Storing Ghost site in Git repo from Windows

I cannot for the life of me get the symlinks used in Ghost to add to my git repository. I need help, because the last time I tried to bring the repo down without those symlinks (current and casper) the entire ghost install broke down and I couldn’t repair it. I have data in this install that I would like not to lose.

My setup is as follows

  • Ghost local install on windows desktop
    • run ghost start and work on website
    • run static-ghost from this NPM repo to produce a static site in /public
  • push repository to gitlab
    • CI/CD publishes /public to gitlab pages
    • subdomain dev.arcandio.com pointed at gitlab pages

This all works so far.

The problem is that my repo is incomplete, and I cannot download the repository and rebuild the project correctly, because the two symlinks are not pushed to the repository. The exact errors are given below. I have the same setup for two projects, and it worked fine for building one, while the other seemed to lose the symlink and became unusable. That’s when I realized that they were symlinks and that they weren’t being added to the repository, so I couldn’t clone down a working version of the repo.

Environment deets

  • OS
    • windows 10 home, 1903
  • What’s your URL? This is the easiest way for others to debug your issue
  • What version of Ghost are you using?
    • ghost-cli: 1.13.1
    • ghost 3.15.3
    • git 2.26.2.windows.1
  • What configuration?
    • ghost install local
  • What browser?
    • chrome
  • What errors or information do you see in the console?
$ git add .
warning: could not open directory 'content/themes/casper/': No such file or directory
warning: could not open directory 'current/': No such file or directory
  • What steps could someone else take to reproduce the issue you’re having?
    • be on Windows 10
    • be sure git bash is installed with symlinks enabled
    • ghost install local
    • git init
    • open .git/config and be sure that core.symlinks=true
    • git add .
    • observer warning in log, it should be at the beginning and you might miss it.
    • commit and push, then git add . again to observe warning again.
  • what shell are you using?
    • Tried in cmd, powershell, and git bash (with and without admin privelages), none have made a difference.

Further details

I understand that symlinks are not well supported in windows. I’ve enabled them in the git config for the project, but that hasn’t helped. .git/config core section follows:

[core]
	repositoryformatversion = 0
	filemode = false
	bare = false
	logallrefupdates = true
	symlinks = true

All the advice I’ve seen on stackoverflow and everything else talks about creating symlinks on windows. I don’t need to create a symlink, ghost install local does that already. I need to add, commit, and push existing symlinks to my git repo.
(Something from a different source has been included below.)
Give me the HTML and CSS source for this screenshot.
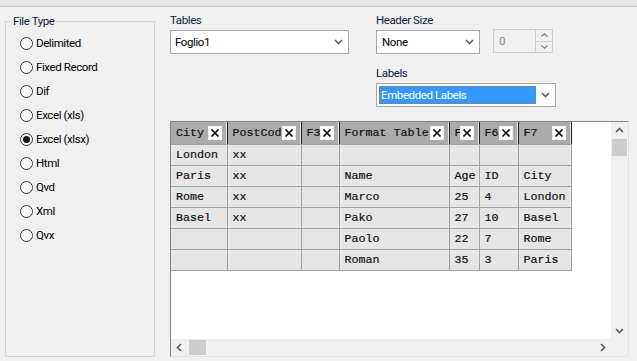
FILE: index.html
```html
<!DOCTYPE html>
<html lang="en">
<head>
    <meta charset="UTF-8">
    <title>File Wizard - Type</title>
    <link rel="stylesheet" href="styles.css">
</head>
<body>
    <div class="topbar"></div>

    <div class="main">
        <fieldset class="filetype">
            <legend>File Type</legend>
            <div class="radios">
                <div class="radio"><span class="circle"></span>Delimited</div>
                <div class="radio"><span class="circle"></span>Fixed Record</div>
                <div class="radio"><span class="circle"></span>Dif</div>
                <div class="radio"><span class="circle"></span>Excel (xls)</div>
                <div class="radio"><span class="circle checked"></span>Excel (xlsx)</div>
                <div class="radio"><span class="circle"></span>Html</div>
                <div class="radio"><span class="circle"></span>Qvd</div>
                <div class="radio"><span class="circle"></span>Xml</div>
                <div class="radio"><span class="circle"></span>Qvx</div>
            </div>
        </fieldset>

        <div class="panel">
            <div class="controls">
                <div class="field">
                    <div class="label">Tables</div>
                    <div class="combo combo-tables">
                        <span class="combo-text">Foglio1</span>
                        <svg class="chev" width="9" height="6" viewBox="0 0 9 6"><polyline points="1,1 4.5,4.5 8,1"/></svg>
                    </div>
                </div>
                <div class="field">
                    <div class="label">Header Size</div>
                    <div class="row">
                        <div class="combo combo-header">
                            <span class="combo-text">None</span>
                            <svg class="chev" width="9" height="6" viewBox="0 0 9 6"><polyline points="1,1 4.5,4.5 8,1"/></svg>
                        </div>
                        <div class="spinner">
                            <span class="spin-value">0</span>
                            <div class="spin-btns">
                                <div class="spin-btn">
                                    <svg width="7" height="4" viewBox="0 0 7 4"><polyline points="0.5,3.5 3.5,0.8 6.5,3.5"/></svg>
                                </div>
                                <div class="spin-btn">
                                    <svg width="7" height="4" viewBox="0 0 7 4"><polyline points="0.5,0.5 3.5,3.2 6.5,0.5"/></svg>
                                </div>
                            </div>
                        </div>
                    </div>
                    <div class="label label-gap">Labels</div>
                    <div class="combo combo-labels">
                        <span class="combo-sel">Embedded Labels</span>
                        <svg class="chev" width="9" height="6" viewBox="0 0 9 6"><polyline points="1,1 4.5,4.5 8,1"/></svg>
                    </div>
                </div>
            </div>

            <div class="grid-frame">
                <div class="viewport">
                    <table class="preview">
                        <colgroup>
                            <col style="width:56px">
                            <col style="width:74px">
                            <col style="width:38px">
                            <col style="width:110px">
                            <col style="width:30px">
                            <col style="width:39px">
                            <col style="width:53px">
                        </colgroup>
                        <thead>
                            <tr>
                                <th><div class="hcell"><span class="htext">City</span><span class="xbox"><svg width="10" height="10" viewBox="0 0 10 10"><path d="M1.5 1.5L8.5 8.5M8.5 1.5L1.5 8.5"/></svg></span></div></th>
                                <th><div class="hcell"><span class="htext">PostCod</span><span class="xbox"><svg width="10" height="10" viewBox="0 0 10 10"><path d="M1.5 1.5L8.5 8.5M8.5 1.5L1.5 8.5"/></svg></span></div></th>
                                <th><div class="hcell"><span class="htext">F3</span><span class="xbox"><svg width="10" height="10" viewBox="0 0 10 10"><path d="M1.5 1.5L8.5 8.5M8.5 1.5L1.5 8.5"/></svg></span></div></th>
                                <th><div class="hcell"><span class="htext">Format Table</span><span class="xbox"><svg width="10" height="10" viewBox="0 0 10 10"><path d="M1.5 1.5L8.5 8.5M8.5 1.5L1.5 8.5"/></svg></span></div></th>
                                <th><div class="hcell"><span class="htext">F5</span><span class="xbox"><svg width="10" height="10" viewBox="0 0 10 10"><path d="M1.5 1.5L8.5 8.5M8.5 1.5L1.5 8.5"/></svg></span></div></th>
                                <th><div class="hcell"><span class="htext">F6</span><span class="xbox"><svg width="10" height="10" viewBox="0 0 10 10"><path d="M1.5 1.5L8.5 8.5M8.5 1.5L1.5 8.5"/></svg></span></div></th>
                                <th><div class="hcell"><span class="htext">F7</span><span class="xbox"><svg width="10" height="10" viewBox="0 0 10 10"><path d="M1.5 1.5L8.5 8.5M8.5 1.5L1.5 8.5"/></svg></span></div></th>
                            </tr>
                        </thead>
                        <tbody>
                            <tr><td>London</td><td>xx</td><td></td><td></td><td></td><td></td><td></td></tr>
                            <tr><td>Paris</td><td>xx</td><td></td><td>Name</td><td>Age</td><td>ID</td><td>City</td></tr>
                            <tr><td>Rome</td><td>xx</td><td></td><td>Marco</td><td>25</td><td>4</td><td>London</td></tr>
                            <tr><td>Basel</td><td>xx</td><td></td><td>Pako</td><td>27</td><td>10</td><td>Basel</td></tr>
                            <tr><td></td><td></td><td></td><td>Paolo</td><td>22</td><td>7</td><td>Rome</td></tr>
                            <tr><td></td><td></td><td></td><td>Roman</td><td>35</td><td>3</td><td>Paris</td></tr>
                        </tbody>
                    </table>
                </div>
                <div class="vscroll">
                    <svg class="arrow" width="9" height="6" viewBox="0 0 9 6"><polyline points="1,5 4.5,1.5 8,5"/></svg>
                    <div class="vthumb"></div>
                    <div class="spacer"></div>
                    <svg class="arrow" width="9" height="6" viewBox="0 0 9 6"><polyline points="1,1 4.5,4.5 8,1"/></svg>
                </div>
                <div class="hscroll">
                    <svg class="arrow" width="6" height="9" viewBox="0 0 6 9"><polyline points="5,1 1.5,4.5 5,8"/></svg>
                    <div class="hthumb"></div>
                    <div class="spacer"></div>
                    <svg class="arrow" width="6" height="9" viewBox="0 0 6 9"><polyline points="1,1 4.5,4.5 1,8"/></svg>
                </div>
                <div class="corner"></div>
            </div>
        </div>
    </div>
</body>
</html>
```

FILE: styles.css
```css
body {
    margin: 0;
    background-color: #f0f0f0;
    font-family: Roboto, "Liberation Sans", sans-serif;
    font-size: 11.5px;
    letter-spacing: -0.4px;
    color: #000;
    overflow: hidden;
}
.topbar {
    height: 6px;
    background-color: #e6e6e6;
    border-bottom: 1px solid #c8c8c8;
}
.main {
    display: flex;
    align-items: flex-start;
}

/* left group box */
.filetype {
    box-sizing: border-box;
    width: 150px;
    height: 343px;
    margin: 7px 0 0 5px;
    padding: 0 0 0 6px;
    border: 1px solid #d5d5d5;
}
.filetype legend {
    padding: 0 1px;
    line-height: 14px;
    color: #0c1c4a;
}
.radios {
    padding: 3px 0 0 8px;
}
.radio {
    display: flex;
    align-items: center;
    height: 24px;
}
.circle {
    box-sizing: border-box;
    width: 13px;
    height: 13px;
    margin-right: 3px;
    border: 1px solid #333;
    border-radius: 50%;
    background-color: #fff;
    display: flex;
    align-items: center;
    justify-content: center;
}
.circle.checked::after {
    content: "";
    width: 7px;
    height: 7px;
    border-radius: 50%;
    background-color: #1a1a1a;
}

/* right side */
.panel {
    margin-left: 15px;
    padding-top: 6px;
}
.controls {
    display: flex;
    gap: 27px;
}
.label {
    line-height: 15px;
    color: #0c1c4a;
    margin-bottom: 2px;
}
.label-gap {
    margin-top: 12px;
}
.row {
    display: flex;
    align-items: flex-start;
}
.combo {
    box-sizing: border-box;
    height: 24px;
    background-color: #fff;
    border: 1px solid #a9a9a9;
    display: flex;
    align-items: center;
    padding: 0 5px 0 4px;
}
.combo-text {
    flex: 1;
}
.chev polyline,
.arrow polyline {
    fill: none;
    stroke: #606060;
    stroke-width: 1.7;
}
.combo-tables {
    width: 179px;
}
.combo-header {
    width: 104px;
    padding-left: 5px;
}
.combo-labels {
    width: 180px;
    padding: 0 5px 0 2px;
}
.combo-sel {
    flex: 1;
    height: 18px;
    line-height: 18px;
    margin-right: 5px;
    padding-left: 2px;
    background-color: #3399ff;
    color: #fff;
    outline: 1px dotted #b07040;
    outline-offset: -1px;
}

.spinner {
    box-sizing: border-box;
    width: 60px;
    height: 24px;
    margin: -1px 0 0 13px;
    border: 1px solid #cfcfcf;
    display: flex;
}
.spin-value {
    flex: 1;
    line-height: 22px;
    padding-left: 5px;
    color: #8a8a8a;
}
.spin-btns {
    width: 17px;
    display: flex;
    flex-direction: column;
}
.spin-btn {
    flex: 1;
    border-left: 1px solid #cfcfcf;
    border-top: 1px solid #cfcfcf;
    display: flex;
    align-items: center;
    justify-content: center;
}
.spin-btn:first-child {
    border-top: none;
}
.spin-btn polyline {
    fill: none;
    stroke: #8a8a8a;
    stroke-width: 1.3;
}

/* preview grid */
.grid-frame {
    box-sizing: border-box;
    width: 459px;
    height: 236px;
    margin-top: 14px;
    border: 1px solid;
    border-color: #828282 #e3e3e3 #e3e3e3 #828282;
    display: grid;
    grid-template-columns: 1fr 17px;
    grid-template-rows: 1fr 17px;
}
.viewport {
    background-color: #fff;
    overflow: hidden;
}
.preview {
    table-layout: fixed;
    border-collapse: collapse;
    width: 400px;
    font-family: "Liberation Mono", "Courier New", monospace;
    font-size: 11.7px;
    letter-spacing: 0;
    color: #111;
    -webkit-text-stroke: 0.2px #111;
}
.preview th {
    height: 22px;
    padding: 0;
    background-color: #ababab;
    border-right: 1px solid #1e1e1e;
    border-bottom: 1px solid #a0a0a0;
    box-shadow: inset -1px 0 0 #e8e8e8;
    font-weight: normal;
    text-align: left;
}
.hcell {
    display: flex;
    align-items: center;
    padding: 0 5px 0 5px;
}
.htext {
    flex: 1;
    min-width: 0;
    white-space: nowrap;
}
.xbox {
    box-sizing: border-box;
    flex: none;
    width: 14px;
    height: 14px;
    background-color: #fff;
    border: 1px solid #f4f4f4;
    display: flex;
    align-items: center;
    justify-content: center;
}
.xbox path {
    stroke: #000;
    stroke-width: 1.7;
}
.preview td {
    height: 20px;
    padding: 0 0 0 5px;
    background-color: #e6e6e6;
    border: 1px solid #a0a0a0;
    white-space: nowrap;
    overflow: hidden;
}
.preview td:first-child {
    border-left: none;
}

.vscroll,
.hscroll {
    background-color: #f0f0f0;
    display: flex;
    align-items: center;
}
.vscroll {
    flex-direction: column;
    padding: 5px 0;
}
.hscroll {
    padding: 0 5px;
}
.spacer {
    flex: 1;
}
.vthumb {
    width: 15px;
    height: 17px;
    margin-top: 6px;
    background-color: #cdcdcd;
}
.hthumb {
    width: 17px;
    height: 15px;
    margin-left: 7px;
    background-color: #cdcdcd;
}
.corner {
    background-color: #f0f0f0;
}
```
My entire .gitignore follows:

# Logs
logs
*.log
npm-debug.log*
yarn-debug.log*
yarn-error.log*

# Runtime data
pids
*.pid
*.seed
*.pid.lock

# node
node_modules

# ghost
#versions
#current
tmp
coverage
.ghostpid
auth.ini

I untracked node_modules so that the repo would be reasonable; I should in theory be able to run yarn in the version directory to rebuild the modules.

I initially had versions and current in the gitignore, but those have been commented out in this new version of the repo, so there shouldn’t be a problem with them being untracked from past commits.

Preferrably, I’d like some way to push ghost’s symlinks to the repo, but I’m willing to try something like copying the files instead if that’s necessary. No idea how to proceed, I’m don’t know how ghost works inside as this is my first attempt to use it.

I would also be open to installing/running Ghost via NPM if that’s a route that I could take that would make it easier to use on Windows.

I would also consider building Ghost from source, but I don’t know if that’s a good solution; the documentation suggests it’s for theme development and I don’t know if it’ll have the same problem.

I guess Hugo is a better choice in this case then.